Zala: No apprehensions, except the built-in thing -- it’s a scary thing, entrusting someone to tell your life story. Whatever is put out there becomes the reality. But we met with Jeremy and Tim Scousen, the co-director of the doc, and they seemed like talented filmmakers and ones with integrity as well. In short, trustworthy. We committed. And I’m happy to say our instincts seemed to be dead-on. Ours is not a simple story to tell -- it spans over 33 years and the guys had over 300 hours of footage. To whittle that down to 104 minutes -- they did an amazing job. It’s been a joy to open up our world to the guys. I’m still reeling from the surreal experience of seeing it for the first time here.
What’s the experience of sitting in a full movie theater watching your lives on screen?
Zala: It was like a bizarre episode of This Is Your Life – I had my mom on one side of me, my wife on the other as the lights dimmed, and boom, it plays out. I was terrified. It’s a terrifying experience. You feel naked, and excited nonetheless. It’s immensely powerful, and a gratifying experience. It’s… wow.
Obviously you weren’t shooting behind-the-scenes footage as kids: where is the 300 hours of footage from?
Strompolos: Forty hours of outtakes from back in the day -- we kept all that stuff.
Zala: [Cameraman] Jason [Lamb] would keep rolling, capturing moments outside of that. They even show stuff back [in] the first year, before we accrued filmmaking skills…
Strompolos: We did a lot of stuff over and over again.
Zala: Like, “Older version 2 out of 5.” Stuff that nobody’s seen before, and then behind the scenes of the airplane scene -- the 11 most grueling days of our lives. They captured us from the very beginning, launching the Kickstarter campaign to wrapping.
In Adaptation, you guys almost burned down your parents house trying to recreate the firey inferno from the movie. What’s it like to watch that as adults?
Zala: In the film, you see not only me with my back on fire, but also that we couldn’t get the fire out. The struggle to get the fire extinguisher, Chris pushing me to the ground, [that’s all in the documentary]. It’s the only solemn moment of Q&As that we give. We say, “Kids, don’t try this at home.” [You’re watching] big mason jars of gasoline spilling over and sloshing.
Strompolos: We were feral geeks in the basement, lighting things on fire.
Zala: As kids, you don’t have the basic idea of the fragility of the human body. That pattern continues in the airplane scene as adults -- even though we endeavored and told our wives, “no more setting ourselves on fire, we’re parents now, we’re going to be safe,” there was some unexpected, life and death situations.
What’s next for the doc?
Strompolos: We’re going to Dallas and Hot Docs, and targeting some international dates. But they’re keeping it under restraint because of distribution discussions and possible deals that could put it in a traditional distribution strategy to screen it wide.

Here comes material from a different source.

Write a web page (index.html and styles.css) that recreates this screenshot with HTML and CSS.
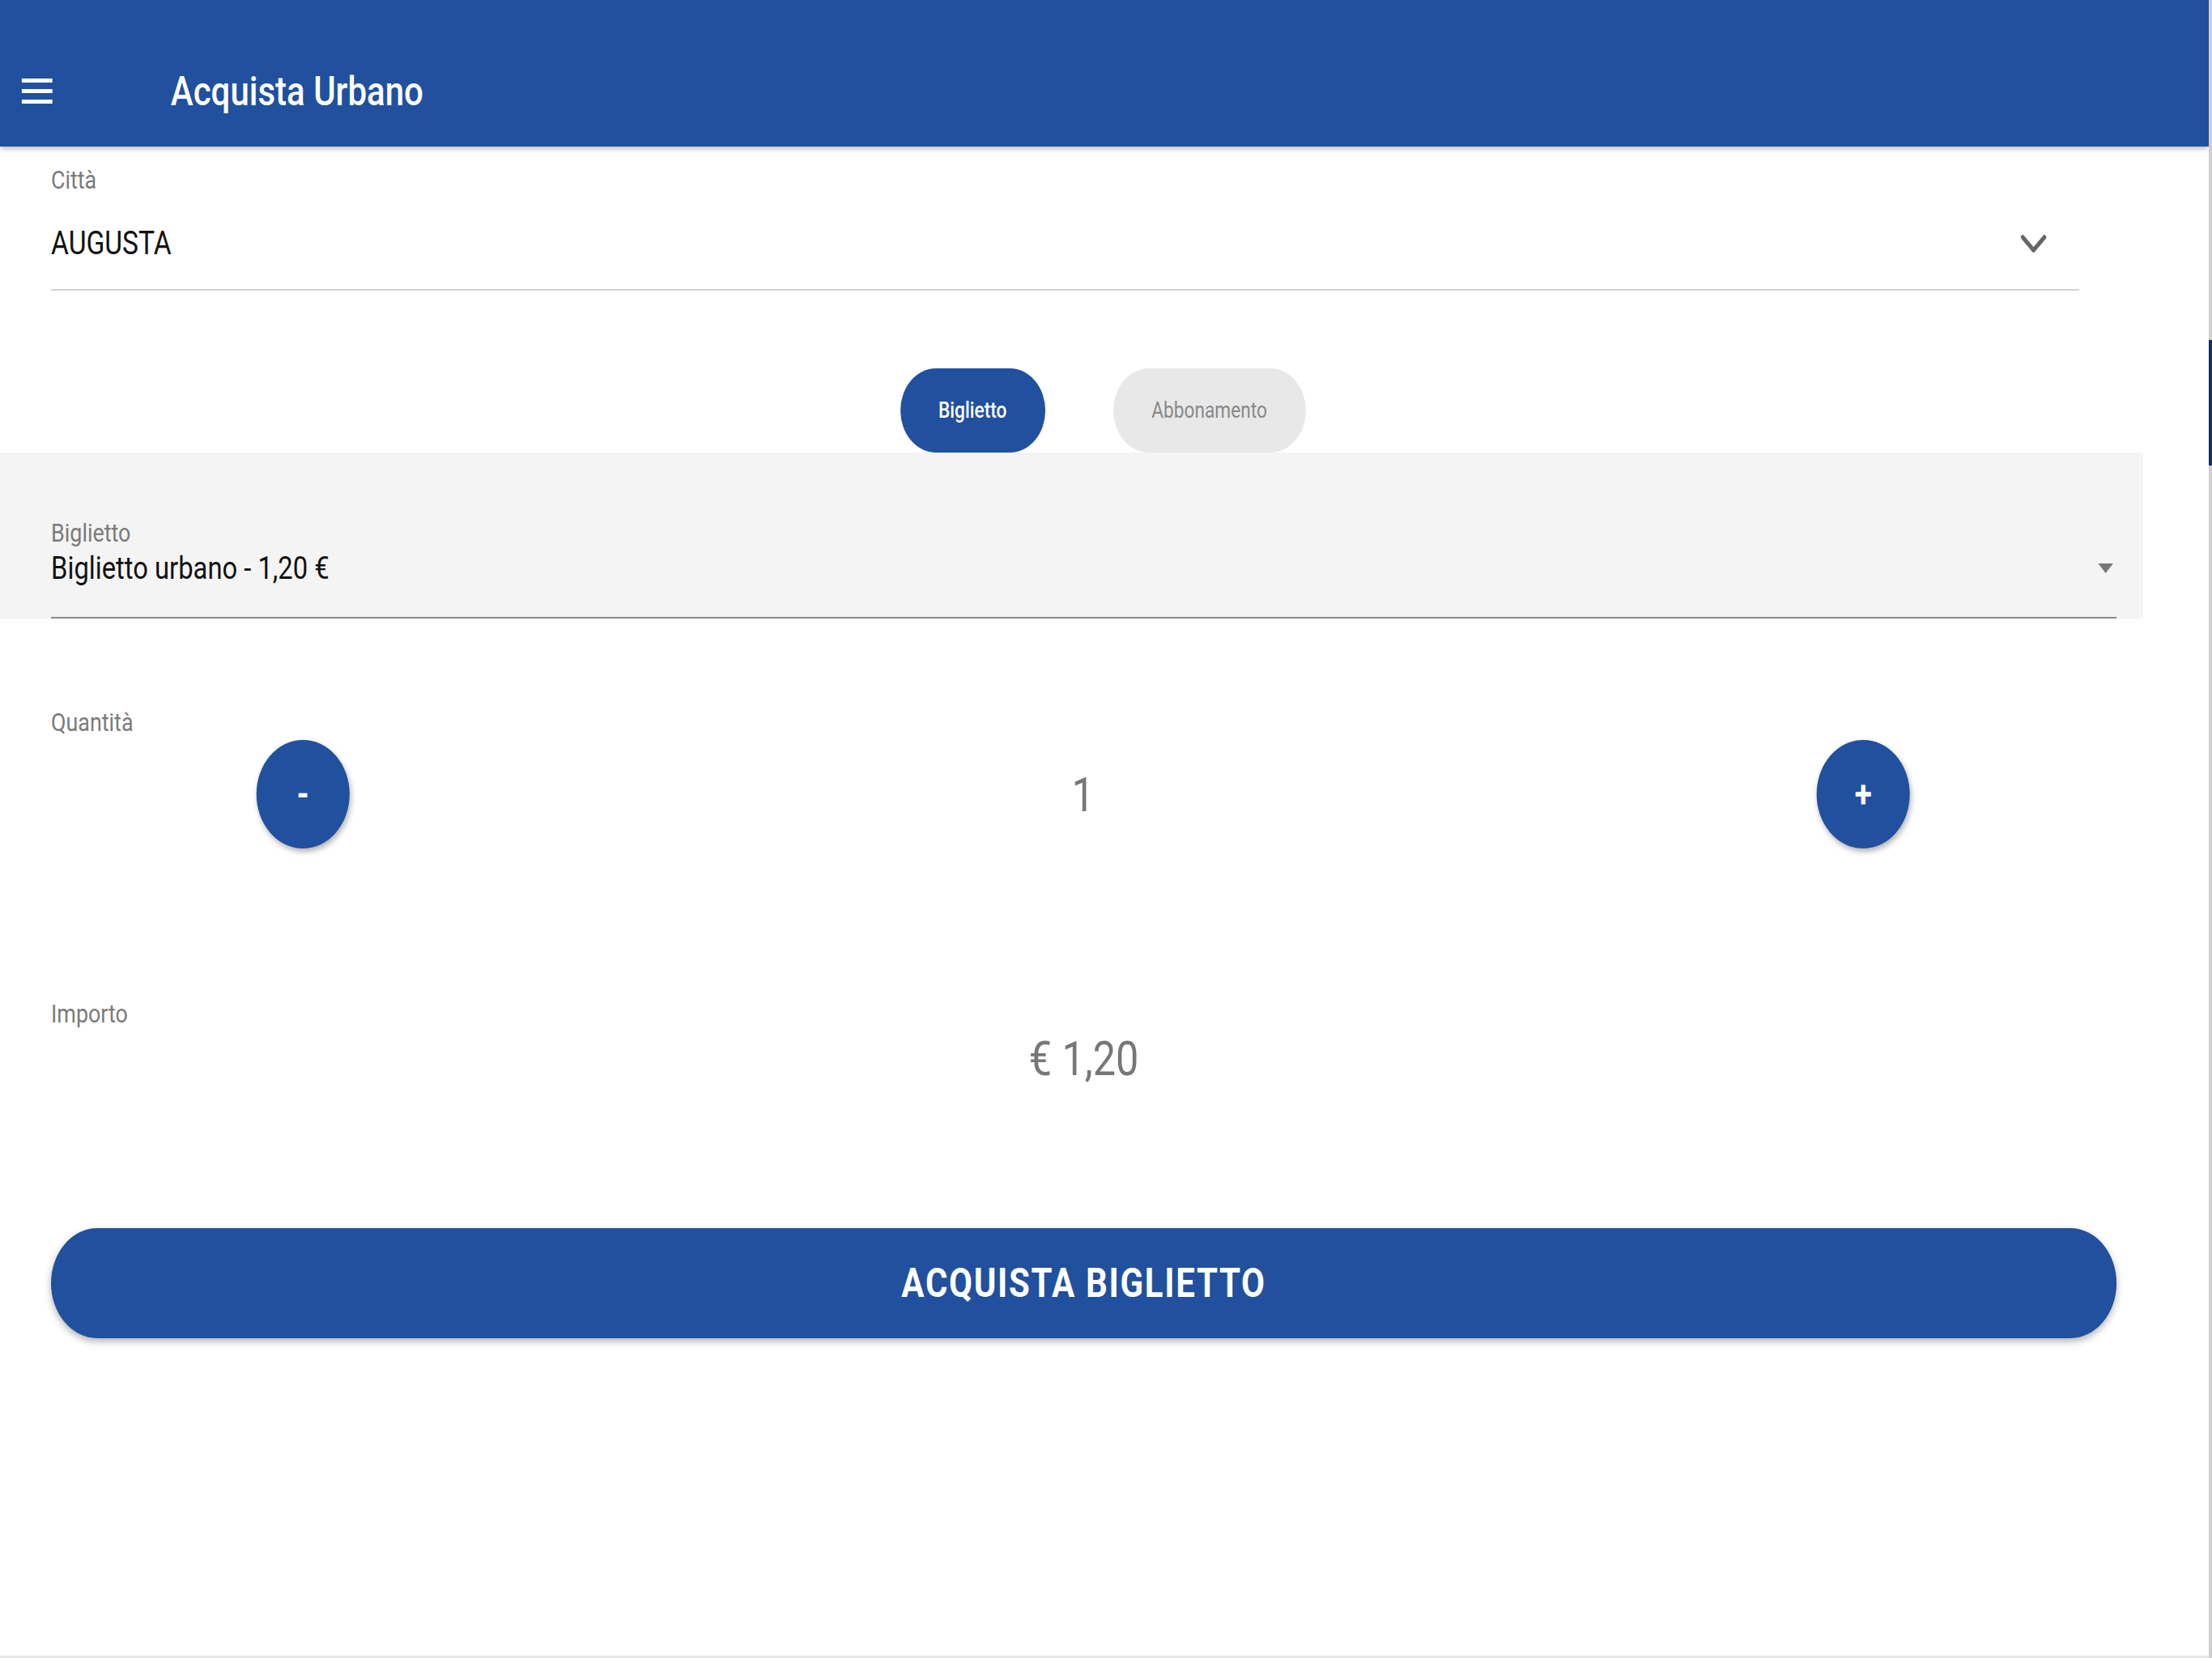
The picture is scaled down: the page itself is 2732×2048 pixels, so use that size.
FILE: index.html
```html
<!DOCTYPE html>
<html lang="it">
<head>
<meta charset="utf-8">
<title>Acquista Urbano</title>
<link rel="stylesheet" href="styles.css">
</head>
<body>
<div class="frame">
  <div class="viewport">
    <div class="stage">
      <header class="toolbar">
        <button class="menu-btn" aria-label="Menu"><span></span><span></span><span></span></button>
        <h1 class="title">Acquista Urbano</h1>
      </header>
      <main class="content">
        <div class="field city">
          <div class="label">Città</div>
          <div class="value-row">
            <span class="value">AUGUSTA</span>
            <svg class="chevron" viewBox="0 0 40 24" aria-hidden="true"><polyline points="4,4 20,20 36,4" fill="none" stroke="#666666" stroke-width="5.5" stroke-linecap="round" stroke-linejoin="round"/></svg>
          </div>
        </div>
        <div class="segment">
          <button class="seg active">Biglietto</button>
          <button class="seg">Abbonamento</button>
        </div>
        <div class="select-band">
          <div class="field select">
            <div class="label">Biglietto</div>
            <div class="value-row">
              <span class="value">Biglietto urbano - 1,20 €</span>
              <span class="caret"></span>
            </div>
          </div>
        </div>
        <div class="qty">
          <div class="label">Quantità</div>
          <div class="stepper">
            <button class="round">-</button>
            <span class="count">1</span>
            <button class="round">+</button>
          </div>
        </div>
        <div class="amount">
          <div class="label">Importo</div>
          <div class="amount-value">€ 1,20</div>
        </div>
        <button class="buy">ACQUISTA BIGLIETTO</button>
      </main>
    </div>
  </div>
  <div class="scrollbar"><div class="thumb"></div></div>
</div>
</body>
</html>
```
FILE: styles.css
```css
html, body {
  margin: 0;
  padding: 0;
}
body {
  width: 2732px;
  height: 2048px;
  overflow: hidden;
  background: #ffffff;
  font-family: Roboto, "Noto Sans", sans-serif;
}
button {
  font-family: inherit;
  cursor: pointer;
}
.frame {
  display: flex;
  height: 2048px;
}
.viewport {
  width: 2728px;
  height: 2048px;
  overflow: hidden;
  box-sizing: border-box;
  border-bottom: 3px solid #e6e6e6;
}
.stage {
  width: 3248px;
  transform: scaleX(0.84);
  transform-origin: 0 0;
}
.scrollbar {
  width: 4px;
  background: #cfcfcf;
  padding-top: 420px;
  box-sizing: border-box;
}
.thumb {
  height: 155px;
  background: #1c2f5a;
}

/* toolbar */
.toolbar {
  height: 181px;
  box-sizing: border-box;
  padding-top: 44px;
  background: #21509e;
  display: flex;
  align-items: center;
  box-shadow: 0 3px 6px rgba(0, 0, 0, 0.25);
}
.menu-btn {
  margin-left: 32px;
  width: 45px;
  padding: 0;
  border: 0;
  background: none;
  display: flex;
  flex-direction: column;
  gap: 8px;
}
.menu-btn span {
  display: block;
  height: 5px;
  background: #ffffff;
}
.title {
  margin: 0 0 0 174px;
  font-size: 50px;
  font-weight: 500;
  color: #ffffff;
}

/* content */
.content {
  padding: 0 136px 0 75px;
}
.label {
  font-size: 32px;
  line-height: 36px;
  color: #7b7b7b;
}
.value {
  font-size: 40px;
  line-height: 48px;
  color: #111111;
}
.value-row {
  display: flex;
  align-items: center;
  justify-content: space-between;
}
.city {
  margin-right: 55px;
  padding-top: 23px;
  padding-bottom: 32px;
  border-bottom: 2px solid #d2d2d2;
}
.city .value-row {
  margin-top: 37px;
}
.chevron {
  width: 40px;
  height: 24px;
  margin-right: 47px;
}

.segment {
  margin-top: 96px;
  padding-left: 56px;
  display: flex;
  justify-content: center;
  gap: 100px;
}
.seg {
  height: 104px;
  border: 0;
  border-radius: 52px;
  font-size: 27px;
  padding: 0;
  background: #e8e8e8;
  color: #888888;
  width: 283px;
}
.seg.active {
  width: 213px;
  background: #21509e;
  color: #ffffff;
  font-weight: 500;
}

.select-band {
  margin: 0 -39px 0 -75px;
  padding: 81px 39px 0 75px;
  background: #f4f4f4;
}
.select .value-row {
  margin-top: 2px;
  padding-bottom: 36px;
  border-bottom: 2px solid #8a8a8a;
}
.select .value {
  font-size: 39px;
}
.caret {
  width: 0;
  height: 0;
  border-left: 11px solid transparent;
  border-right: 11px solid transparent;
  border-top: 12px solid #777777;
  margin-right: 5px;
}

.qty {
  margin-top: 110px;
}
.stepper {
  margin-top: 4px;
  height: 134px;
  padding: 0 304px 0 302px;
  display: flex;
  align-items: center;
  justify-content: space-between;
}
.round {
  width: 137px;
  height: 134px;
  border: 0;
  border-radius: 50%;
  padding: 0;
  background: #21509e;
  color: #ffffff;
  font-size: 46px;
  font-weight: 700;
  box-shadow: 2px 4px 8px rgba(0, 0, 0, 0.3);
}
.count {
  font-size: 60px;
  color: #777777;
}

.amount {
  margin-top: 186px;
}
.amount-value {
  margin-top: 2px;
  text-align: center;
  font-size: 60px;
  line-height: 72px;
  color: #777777;
}

.buy {
  display: block;
  width: 100%;
  height: 136px;
  margin-top: 173px;
  border: 0;
  border-radius: 68px;
  background: #21509e;
  color: #ffffff;
  font-size: 50px;
  font-weight: 700;
  letter-spacing: 2px;
  box-shadow: 0 4px 10px rgba(0, 0, 0, 0.3);
}
```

Finally, what were your thoughts when Harrison Ford’s plane crashed?
Zala: I was terrified. It seems like a family friend is hurt at this point.
Strompolos: [If he’d been injured or worse], it would have been a dark shadow to hang over this festival for us. It’s a good thing that he emerged. It continues his tough-guy persona: “Indiana Jones Emerges From Vintage Plane Crash On Golf Course In Los Angeles.” It’s mind-blowing. My acerbic side thought, “Well, I guess Chris Pratt has a job now.”